Brieven van Frederik van Eeden. - Fragmenten eener briefwisseling uit de jaren 1889-1899. (Uitgave Maas en van Suchtelen, Amsterdam).
Ik houd van van Eeden, ik vind dat hij zo heel en al mijn eigen streven en zoeken en verwachten uitdrukt. Vooral in deze brieven, stemmingen, gemoedsopwellingen van een oogenblik die als een dagboek samenstellen.
Indien we verwachten een andere van Eeden dan de ons bekende in deze brieven te vinden, zijn we mis, zijn streven en meningen op veelvuldig gebied zijn te bekend. We zien hem alleen wat innerliker in z'n dagelikse strijd tegen z'n eigen zelf. Op de voorgrond treedt zijn religieus-miestieke natuur, zijn op die grondvesten gebouwde levensbeschouwing, het toetsen van zijn dagelikse stemmingen daaraan en de eruit volgende zelfkwellingen. Een ideaal, een richtsnoer is noodzakelik, zo zegt hij ongeveer ergens. Maar ik kan niet dan onlogies vinden, dat men, om dat ideaal dat men zelf schiep, zich-zelf kwelt om eigen afdwalingen want er bestaat geen kriterium waaraan men toetsen kan of dat ideaal ook maar de waarheid nadert. De mens drijft onvermijdelik voort in de richting van zijn aard, dàt wat hem 't meest aantrekt zal hij 't meest beoefenen en 't overige sterft van zelf af.
Maar dan nog een ander doen lijden om hetgene wij als de waarheid erkennen, zoals hij ergens aanpreekt, dat gaat over zijn hout, ten minste indien ik goed begrijp. Met zulk een leerstelling keert men terug naar de inkwiesiesietijd.
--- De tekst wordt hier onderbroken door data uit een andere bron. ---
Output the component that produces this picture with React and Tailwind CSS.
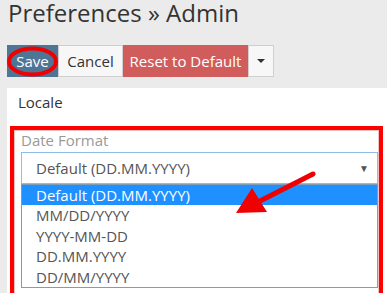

Nog andere bedenkelike overwegingen miek ik, ik ben een mens zonder idealen, elaas! van de waarheid weet ik niets, dàt is het grote verschil! Maar vermits anders onze natuur zo nauw verwant blijkt, kan ik niet uitleggen welk een genoegen ik beleefde bij het lezen van deze fragmenten en ik verwacht dat ook anderen hierin hetzelfde genot zullen vinden.
Gustaaf Vermeersch.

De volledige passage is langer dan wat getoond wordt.